From: Richard Wordingham <richard.wordingham_at_ntlworld.com>
Date: Thu, 24 May 2012 01:17:03 +0100

On Wed, 23 May 2012 15:50:24 -0700
Markus Scherer <markus.icu_at_gmail.com> wrote:

> On Wed, May 23, 2012 at 2:01 PM, Richard Wordingham <
> richard.wordingham_at_ntlworld.com> wrote:
>
> > While we're picking on that poor routine - it looks as though it
> > could come unstuck with kana in the supplementary planes - the Kana
> > Supplement, and possibly also the Enclosed Ideographic Supplement.
> > Do you want a comment on that added to the ticket, or does that
> > issue deserve a whole ticket to itself?
> >
>
> I don't think we need another ticket, but I also don't know what you
> mean with "it could come unstuck...".

I was worrying that the kana conversion routines would write whole
characters to the destination strings - both source and destination
are specified as being a single code unit.
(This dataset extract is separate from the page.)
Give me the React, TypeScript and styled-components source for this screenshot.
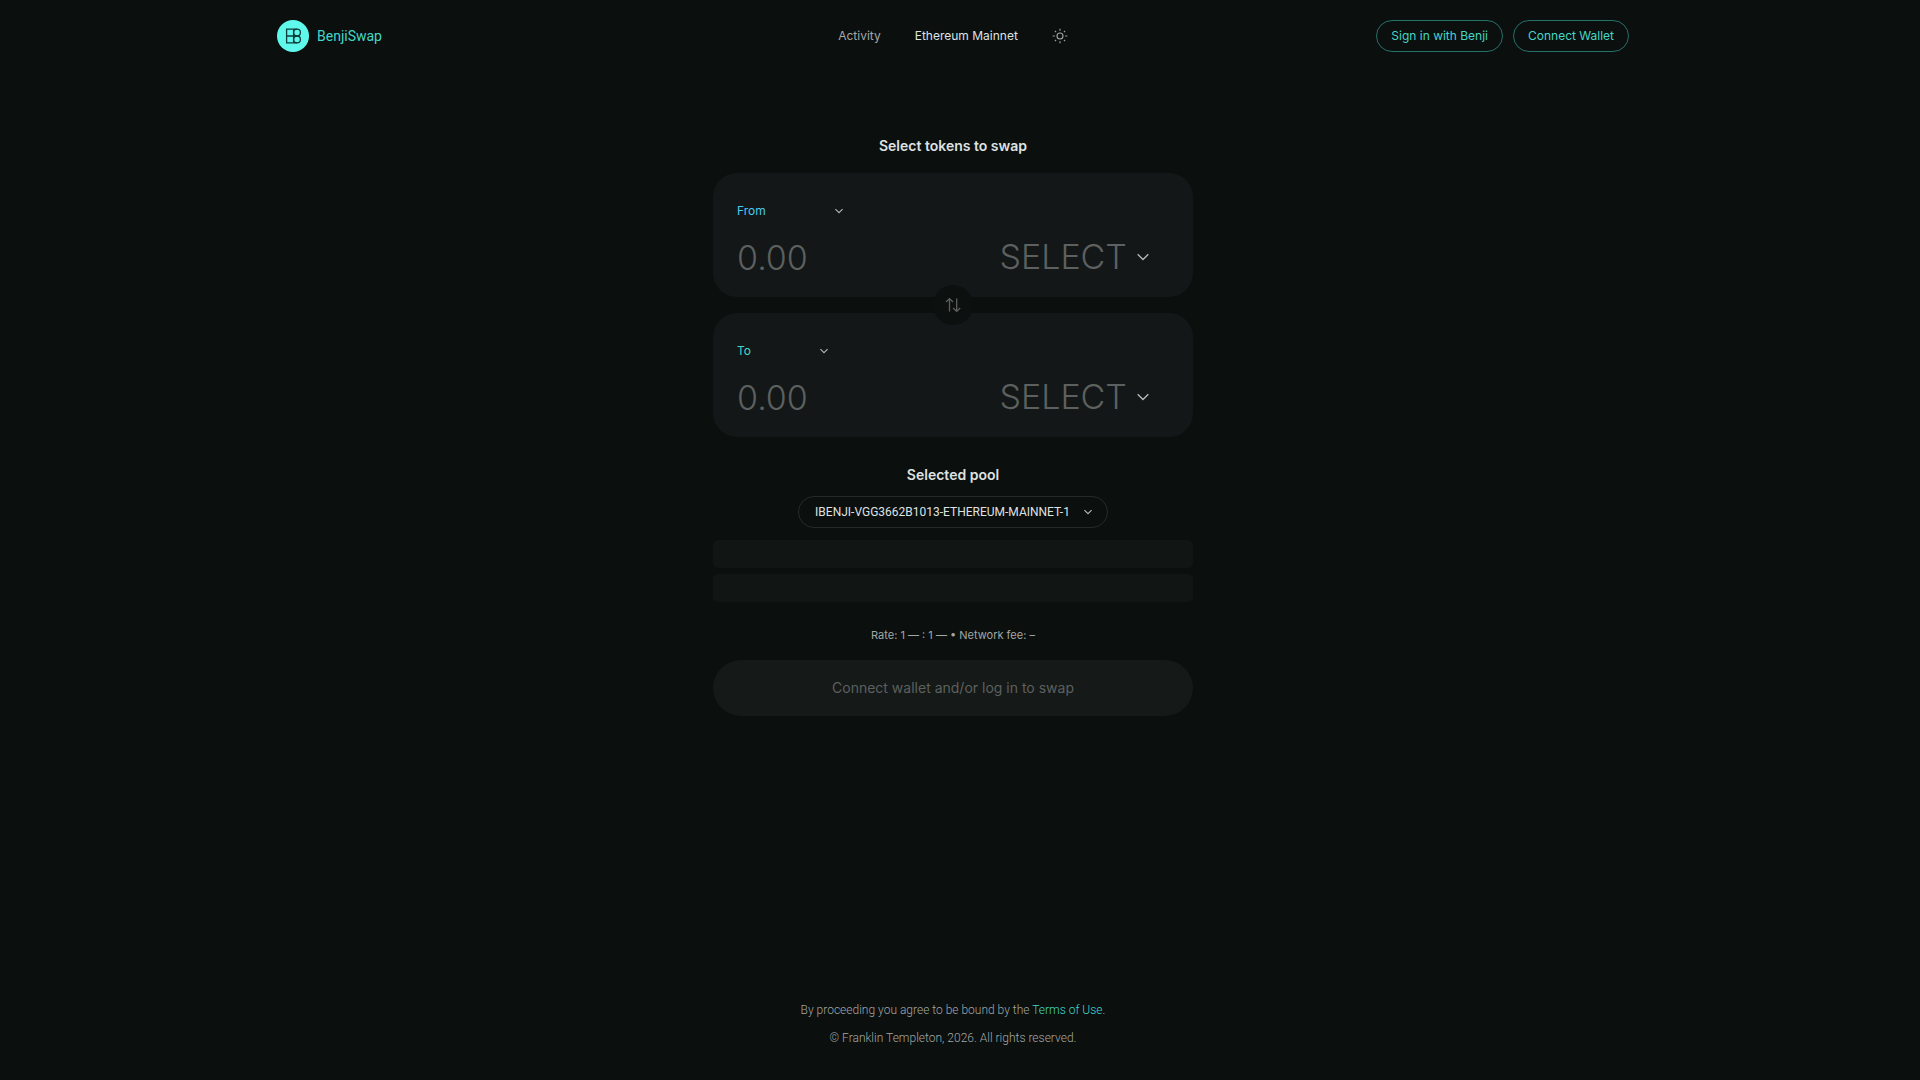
import React from "react";
import styled, { createGlobalStyle } from "styled-components";

const color = {
  bg: "#0b0f0e",
  card: "#131718",
  bar: "#111514",
  action: "#151918",
  teal: "#44d7c9",
  blue: "#4cc9f0",
  text: "#dfe2e1",
  soft: "#a3a7a6",
  faint: "#5c605f",
};

const GlobalStyle = createGlobalStyle`
  *, *::before, *::after { box-sizing: border-box; }
  body {
    margin: 0;
    padding-right: 14px;
    background: ${color.bg};
    color: ${color.text};
    font-family: Inter, "Liberation Sans", sans-serif;
    font-size: 12px;
    line-height: 20px;
  }
  button, input, select { font: inherit; color: inherit; margin: 0; }
`;

const Page = styled.div`
  min-height: 100vh;
  display: flex;
  flex-direction: column;
`;

const Header = styled.header`
  width: 100%;
  max-width: 1400px;
  margin: 0 auto;
  padding: 20px 24px;
  display: grid;
  grid-template-columns: 1fr auto 1fr;
  align-items: center;
`;

const Brand = styled.a`
  display: flex;
  align-items: center;
  gap: 8px;
  justify-self: start;
  color: ${color.teal};
  font-family: Roboto, sans-serif;
  font-size: 14px;
  text-decoration: none;
`;

const Nav = styled.nav`
  display: flex;
  align-items: center;
  gap: 34px;
`;

const NavLink = styled.a<{ $active?: boolean }>`
  color: ${(p) => (p.$active ? color.text : color.soft)};
  text-decoration: none;
`;

const IconButton = styled.button`
  display: flex;
  padding: 0;
  border: 0;
  background: none;
  color: ${color.soft};
`;

const Actions = styled.div`
  display: flex;
  gap: 10px;
  justify-self: end;
`;

const OutlineButton = styled.button`
  height: 32px;
  padding: 0 14px;
  border: 1px solid #26706a;
  border-radius: 16px;
  background: none;
  color: ${color.teal};
`;

const Main = styled.main`
  width: 100%;
  max-width: 480px;
  margin: 0 auto;
  padding-top: 64px;
  flex: 1;
  display: flex;
  flex-direction: column;
`;

const Title = styled.h2`
  margin: 0;
  font-size: 14px;
  font-weight: 600;
  line-height: 20px;
  text-align: center;
`;

const Cards = styled.div`
  position: relative;
  display: grid;
  gap: 16px;
  margin: 17px 0 28px;
`;

const Card = styled.section`
  padding: 24px 24px 22px;
  border-radius: 24px;
  background: ${color.card};
  display: grid;
  gap: 14px;
`;

const AmountRow = styled.div`
  display: flex;
  align-items: center;
  justify-content: space-between;
  padding-right: 20px;
`;

const AmountInput = styled.input`
  width: 200px;
  height: 36px;
  padding: 0;
  border: 0;
  outline: 0;
  background: none;
  font-size: 34px;
  font-weight: 300;
  &::placeholder { color: ${color.faint}; opacity: 1; }
`;

const SelectBox = styled.label<{ $width?: number }>`
  display: grid;
  align-items: center;
  justify-self: start;
  width: ${(p) => (p.$width ? `${p.$width}px` : "auto")};
  > * { grid-area: 1 / 1; }
  > svg { justify-self: end; pointer-events: none; }
`;

const SideSelect = styled.select<{ $tint: string }>`
  appearance: none;
  height: 28px;
  padding: 0;
  border: 0;
  background: none;
  color: ${(p) => p.$tint};
`;

const TokenSelect = styled.select`
  appearance: none;
  field-sizing: content;
  height: 36px;
  padding: 0 22px 0 0;
  border: 0;
  background: none;
  color: ${color.faint};
  font-size: 34px;
  font-weight: 300;
  line-height: 36px;
`;

const SwapButton = styled.button`
  position: absolute;
  top: 50%;
  left: 50%;
  transform: translate(-50%, -50%);
  width: 40px;
  height: 40px;
  padding: 0;
  display: grid;
  place-items: center;
  border: 0;
  border-radius: 50%;
  background: #0c100f;
  color: ${color.faint};
`;

const PoolBox = styled(SelectBox)`
  align-self: center;
  margin: 11px 0 12px;
  > svg { margin-right: 16px; color: ${color.soft}; }
`;

const PoolSelect = styled.select`
  appearance: none;
  field-sizing: content;
  height: 32px;
  padding: 0 37px 0 16px;
  border: 1px solid #252928;
  border-radius: 16px;
  background: none;
  font-family: Roboto, sans-serif;
  font-size: 12px;
`;

const Bars = styled.div`
  display: grid;
  gap: 6px;
`;

const Bar = styled.div`
  height: 28px;
  border-radius: 5px;
  background: ${color.bar};
`;

const Rate = styled.p`
  margin: 23px 0 15px;
  color: ${color.soft};
  font-size: 11px;
  text-align: center;
`;

const SubmitButton = styled.button`
  height: 56px;
  border: 0;
  border-radius: 28px;
  background: ${color.action};
  font-size: 14px;
  &:disabled { color: ${color.faint}; }
`;

const Footer = styled.footer`
  padding-bottom: 28px;
  color: ${color.soft};
  font-family: Roboto, sans-serif;
  font-size: 12px;
  font-weight: 300;
  line-height: 28px;
  text-align: center;
  p { margin: 0; }
  a { color: ${color.teal}; text-decoration: none; }
`;

function Logo() {
  return (
    <svg width="32" height="32" viewBox="0 0 32 32" aria-hidden="true">
      <circle cx="16" cy="16" r="16" fill="#5ff9ec" />
      <g fill="none" stroke="#0d3d3a" strokeWidth="1.3">
        <path d="M20 9.2H9.6v13.6H20M9.6 16H20M16.6 9.2v13.6" />
        <circle cx="20" cy="12.6" r="3.4" />
        <circle cx="20" cy="19.4" r="3.4" />
      </g>
    </svg>
  );
}

function Sun() {
  return (
    <svg width="16" height="16" viewBox="0 0 16 16" fill="none" stroke="currentColor" strokeWidth="1.1" aria-hidden="true">
      <circle cx="8" cy="8" r="3" />
      <path d="M8 .7v2.1M8 13.2v2.1M.7 8h2.1M13.2 8h2.1M2.9 2.9l1.2 1.2M11.9 11.9l1.2 1.2M2.9 13.1l1.2-1.2M11.9 4.1l1.2-1.2" />
    </svg>
  );
}

function Chevron({ large }: { large?: boolean }) {
  return (
    <svg width={large ? 12 : 8} height={large ? 8 : 6} viewBox={large ? "0 0 12 8" : "0 0 8 6"} fill="none" stroke="#b4b8b7" strokeWidth={large ? 1.4 : 1.1} aria-hidden="true">
      <path d={large ? "M.7 1.3 6 6.5l5.3-5.2" : "M.4 1.2 4 4.7l3.6-3.5"} />
    </svg>
  );
}

function SwapIcon() {
  return (
    <svg width="16" height="16" viewBox="0 0 16 16" fill="none" stroke="currentColor" strokeWidth="1.3" aria-hidden="true">
      <path d="M4.5 14.5V1.8M1 5l3.5-3.4L8 5M11.7 1.5v12.7M8.2 11l3.5 3.4 3.5-3.4" />
    </svg>
  );
}

function TokenCard({ side, tint, width }: { side: string; tint: string; width: number }) {
  return (
    <Card>
      <SelectBox $width={width}>
        <SideSelect $tint={tint} aria-label={`${side} account`}>
          <option>{side}</option>
        </SideSelect>
        <Chevron />
      </SelectBox>
      <AmountRow>
        <AmountInput placeholder="0.00" inputMode="decimal" aria-label={`${side} amount`} />
        <SelectBox>
          <TokenSelect aria-label={`${side} token`}>
            <option>SELECT</option>
          </TokenSelect>
          <Chevron large />
        </SelectBox>
      </AmountRow>
    </Card>
  );
}

export default function App() {
  return (
    <Page>
      <GlobalStyle />
      <Header>
        <Brand href="#">
          <Logo />
          BenjiSwap
        </Brand>
        <Nav>
          <NavLink href="#activity">Activity</NavLink>
          <NavLink href="#network" $active>Ethereum Mainnet</NavLink>
          <IconButton type="button" aria-label="Toggle theme"><Sun /></IconButton>
        </Nav>
        <Actions>
          <OutlineButton type="button">Sign in with Benji</OutlineButton>
          <OutlineButton type="button">Connect Wallet</OutlineButton>
        </Actions>
      </Header>
      <Main>
        <Title>Select tokens to swap</Title>
        <Cards>
          <TokenCard side="From" tint={color.blue} width={106} />
          <TokenCard side="To" tint={color.teal} width={91} />
          <SwapButton type="button" aria-label="Switch tokens"><SwapIcon /></SwapButton>
        </Cards>
        <Title>Selected pool</Title>
        <PoolBox>
          <PoolSelect aria-label="Selected pool">
            <option>IBENJI-VGG3662B1013-ETHEREUM-MAINNET-1</option>
          </PoolSelect>
          <Chevron />
        </PoolBox>
        <Bars>
          <Bar />
          <Bar />
        </Bars>
        <Rate>Rate: 1 — : 1 — • Network fee: –</Rate>
        <SubmitButton type="button" disabled>Connect wallet and/or log in to swap</SubmitButton>
      </Main>
      <Footer>
        <p>By proceeding you agree to be bound by the <a href="#terms">Terms of Use.</a></p>
        <p>© Franklin Templeton, 2026. All rights reserved.</p>
      </Footer>
    </Page>
  );
}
Since I last looked at
the ticket, you've picked up the issue of code unit v. character, so if
you did preserve the kana conversion logic you would note the issue with
destination sizes.

> > Is there a definition of the precise
> > relationship between DUCET and FractionalUCA.txt, or does
> > FractionalUCA.txt define the relationship?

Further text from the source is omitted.